Spring 2010 Solid State Drive Roundup, Part 1

Benchmark Results: Power Consumption And Efficiency

Idle power runs lowest on the Toshiba and Intel SSDs. All others share second place with similar power requirements.

While Intel’s X25-M is best at delivering data quickly, it's also the most power-hungry drive in this situation. Competing drives only slightly trail on read throughput, but they need around half the power for delivering data sequentially and continuously.

Intel wins again, but shares the top spot with Toshiba. Delivering HD video requires 0.2W on the Intel and Toshiba drives while the others need at least twice this amount.

The Toshiba HG2 obviously hasn't been optimized for high I/O activity. Intel’s X25-M flies fastest here, but it chews through a decent amount of power in the process. The drives based Indilinx's Barefoot controller are most efficient here.

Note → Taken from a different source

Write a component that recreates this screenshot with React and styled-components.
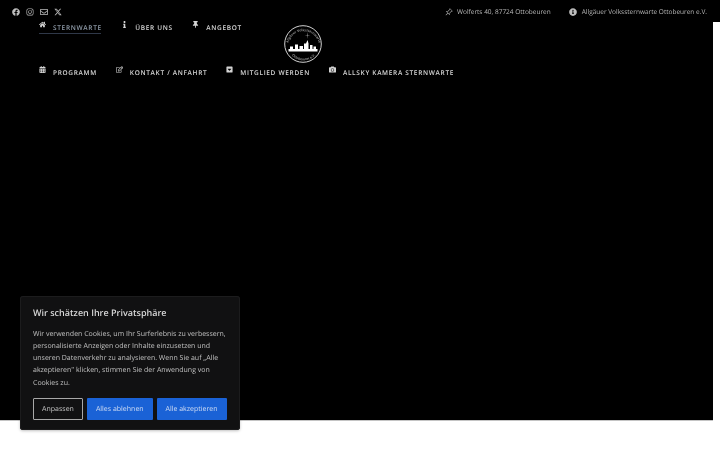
import React from "react";
import styled, { createGlobalStyle } from "styled-components";
import {
  FaHome,
  FaInfo,
  FaThumbtack,
  FaCalendarAlt,
  FaRegEdit,
  FaCamera,
  FaFacebook,
  FaInstagram,
  FaRegEnvelope,
  FaInfoCircle,
  FaCaretSquareDown,
} from "react-icons/fa";
import { FaXTwitter } from "react-icons/fa6";
import { BsPinAngle } from "react-icons/bs";

const GlobalStyle = createGlobalStyle`
  html, body {
    margin: 0;
    padding: 0;
    background: #fff;
    overflow: hidden;
  }
  * {
    box-sizing: border-box;
  }
`;

const Page = styled.div`
  position: relative;
  width: 720px;
  height: 450px;
  font-family: "Open Sans", "Liberation Sans", sans-serif;
  text-rendering: geometricPrecision;
  color: #fff;
  will-change: transform;
`;

const TopBar = styled.header`
  height: 22px;
  background: #000;
  display: flex;
  justify-content: space-between;
  align-items: center;
  padding: 1px 13px 0 12px;
`;

const Socials = styled.div`
  display: flex;
  align-items: center;
  gap: 6px;
  font-size: 8px;
  color: #bdbdbd;
`;

const InfoGroup = styled.div`
  display: flex;
  align-items: center;
  gap: 18.5px;
`;

const InfoItem = styled.span`
  display: flex;
  align-items: center;
  gap: 4.5px;
  font-size: 6.5px;
  color: #b8b8b8;

  svg {
    font-size: 8px;
    color: #bdbdbd;
  }
`;

const Hero = styled.main`
  width: 713px;
  height: 399px;
  background: #000;
  border-bottom: 1px solid #c4c4c4;
  padding: 0 0 0 39px;
`;

const Row = styled.nav`
  display: flex;
  height: 45px;
  gap: ${(props) => props.$gap}px;
`;

const NavEntry = styled.div`
  display: flex;
  flex-direction: column;
`;

const NavItem = styled.a`
  display: flex;
  align-items: flex-start;
  gap: 7px;
  height: 11px;
  font-size: 6.5px;
  font-weight: 600;
  letter-spacing: 0.68px;
  color: ${(props) => (props.$active ? "#8d99a6" : "#d4d4d4")};
  white-space: nowrap;

  svg {
    font-size: 7px;
    color: #d4d4d4;
    margin-top: -1px;
  }
`;

const NavLabel = styled.span`
  line-height: 11px;
`;

const ActiveLine = styled.span`
  display: block;
  width: 62px;
  height: 1px;
  background: #2f3848;
`;

const Logo = styled.svg`
  position: absolute;
  left: 284px;
  top: 25px;
  width: 39px;
  height: 39px;
`;

const LogoLettering = styled.text`
  font-size: 3.4px;
  font-weight: 600;
  fill: #a8a8a8;
  text-anchor: middle;
`;

const CookieBox = styled.section`
  position: absolute;
  left: 20px;
  top: 296px;
  width: 220px;
  height: 134px;
  padding: 10px 13px;
  background: #111112;
  border-radius: 3px;
  box-shadow: inset 0 0 0 1px #1c1c1d, 0 1px 3px rgba(0, 0, 0, 0.25);
`;

const CookieTitle = styled.h2`
  margin: 0 0 9.5px;
  font-size: 9px;
  line-height: 13px;
  font-weight: 600;
  color: #d8d8d8;
`;

const CookieText = styled.p`
  margin: 0 0 8.5px;
  font-size: 7px;
  line-height: 12.3px;
  color: #c0c0c0;
`;

const Buttons = styled.div`
  display: flex;
  gap: 4px;
`;

const Button = styled.button`
  height: 21.5px;
  width: ${(props) => props.$width}px;
  padding: 0;
  font-family: inherit;
  text-rendering: geometricPrecision;
  font-size: 7px;
  border-radius: 1px;
  color: ${(props) => (props.$outline ? "#c4c4c4" : "#cfdcf4")};
  background: ${(props) => (props.$outline ? "#111112" : "#1a62d6")};
  border: ${(props) => (props.$outline ? "1px solid #a8a8a8" : "none")};
`;

const rowOne = [
  { icon: FaHome, label: "STERNWARTE", active: true },
  { icon: FaInfo, label: "ÜBER UNS" },
  { icon: FaThumbtack, label: "ANGEBOT" },
];

const rowTwo = [
  { icon: FaCalendarAlt, label: "PROGRAMM" },
  { icon: FaRegEdit, label: "KONTAKT / ANFAHRT" },
  { icon: FaCaretSquareDown, label: "MITGLIED WERDEN" },
  { icon: FaCamera, label: "ALLSKY KAMERA STERNWARTE" },
];

const NavRow = ({ items, gap }) => (
  <Row $gap={gap}>
    {items.map(({ icon: Icon, label, active }) => (
      <NavEntry key={label}>
        <NavItem $active={active}>
          <Icon />
          <NavLabel>{label}</NavLabel>
        </NavItem>
        {active && <ActiveLine />}
      </NavEntry>
    ))}
  </Row>
);

const App = () => {
  return (
    <Page>
      <GlobalStyle />
      <TopBar>
        <Socials>
          <FaFacebook />
          <FaInstagram />
          <FaRegEnvelope />
          <FaXTwitter />
        </Socials>
        <InfoGroup>
          <InfoItem>
            <BsPinAngle />
            Wolferts 40, 87724 Ottobeuren
          </InfoItem>
          <InfoItem>
            <FaInfoCircle />
            Allgäuer Volkssternwarte Ottobeuren e.V.
          </InfoItem>
        </InfoGroup>
      </TopBar>
      <Hero>
        <NavRow items={rowOne} gap={19.5} />
        <NavRow items={rowTwo} gap={19} />
      </Hero>
      <Logo viewBox="0 0 39 39">
        <defs>
          <path id="logo-top" d="M4 25 A15.800 15.800 0 1 1 35 25" />
          <path id="logo-bottom" d="M6 28 A16 16 0 0 0 33 28" />
        </defs>
        <circle cx="19" cy="19" r="18.3" fill="#000" stroke="#e8e8e8" strokeWidth="0.9" />
        <LogoLettering>
          <textPath href="#logo-top" startOffset="50%">Allgäuer Volkssternwarte</textPath>
        </LogoLettering>
        <LogoLettering>
          <textPath href="#logo-bottom" startOffset="50%">Ottobeuren e.V.</textPath>
        </LogoLettering>
        <path d="M23.500 7 L23.800 10 L26.500 10.300 L23.800 10.600 L23.500 14 L23.200 10.600 L20.500 10.300 L23.200 10 Z" fill="#999" />
        <path
          d="M4.500 26.500 V24 H6 V21.500 H9 V24 H11 V19.500 H14 V24 H15.500 V21 H19 V24 H20 V18.500 H22 L23.500 15 L24.500 18.500 V24 H26 V20 H28.500 V24 H29.500 V21.500 H32 V24 H33.500 V26.500 Z"
          fill="#fff"
        />
      </Logo>
      <CookieBox>
        <CookieTitle>Wir schätzen Ihre Privatsphäre</CookieTitle>
        <CookieText>
          Wir verwenden Cookies, um Ihr Surferlebnis zu verbessern,
          personalisierte Anzeigen oder Inhalte einzusetzen und unseren
          Datenverkehr zu analysieren. Wenn Sie auf „Alle akzeptieren" klicken,
          stimmen Sie der Anwendung von Cookies zu.
        </CookieText>
        <Buttons>
          <Button $outline $width={50}>Anpassen</Button>
          <Button $width={65.5}>Alles ablehnen</Button>
          <Button $width={70}>Alle akzeptieren</Button>
        </Buttons>
      </CookieBox>
    </Page>
  );
};

export default App;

Thanks to extremely low power consumption for streaming reads, Toshiba brings home the gold in our efficiency test. Intel is fast, but it requires much more power than the competition. All three Indilinx drives are somewhere in between.

The picture changes if we look at I/O efficiency. Toshiba gets trounced due to its high power consumption and poor workstation I/O performance. Intel makes the test look effortless. Keep in mind that a large number of IOPS is less relevant for consumer applications.